From AI to the Middle East: The Current Mainline of Crypto Trading

Given the mixed performances of the three major U.S. stock indices, broad declines in chip and crypto concept stocks, and Micron and Qualcomm continuing to ramp up AI capital expenditures, the current environment can be summarized as follows: the AI arms race is still enhancing long-term growth imaginations, but capital is clearly compressing risks on "high valuations, pure themes" within the stock market.
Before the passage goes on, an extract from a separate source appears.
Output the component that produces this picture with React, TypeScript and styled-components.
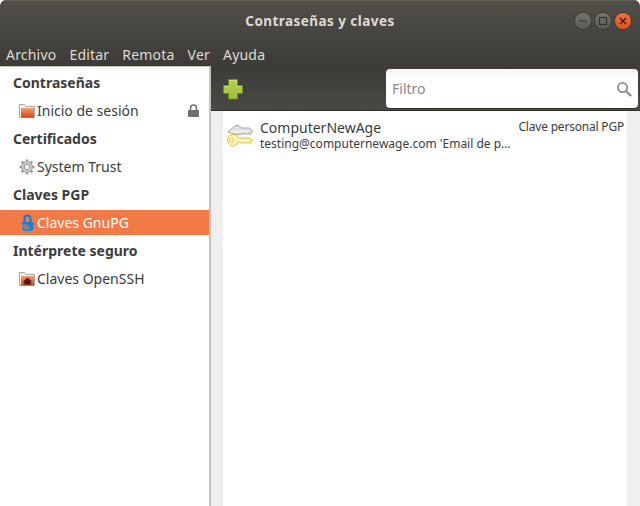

Meanwhile, the yield on U.S. 7-year Treasury bonds has fallen to around 4.27%, easing the pressure on BTC and ETH, while the continuous flow of approximately 20 million barrels of crude oil through the Strait of Hormuz has also suppressed short-term extreme inflation fears, forming a mixed situation of "interest rate easing combined with tightening risk appetite." In terms of trading, BTC is more suitable for controlling directional exposure by reducing high beta altcoin exposure and increasing allocation to moderately timed options or perpetual short hedges, concentrating the main risk factors on real interest rates and geopolitical premiums; ETH, on the other hand, is better suited for structured trading around volatility, such as trading cross-asset volatility using the relative premium/discount to BTC's volatility, reducing dependence on single price trends. Within this framework, the following four clues need to be closely monitored: whether AI and crypto concept stocks continue to adjust or experience a leading bounce, whether U.S. mid-to-long-term Treasury yields stabilize around 4.27% or rally again, whether crude oil supply related to the Strait of Hormuz transitions from "tense but liquid" to genuinely obstructed, and how the U.S. housing bill impasse and subsequent negotiations may alter the market's pricing of future regulatory and fiscal paths.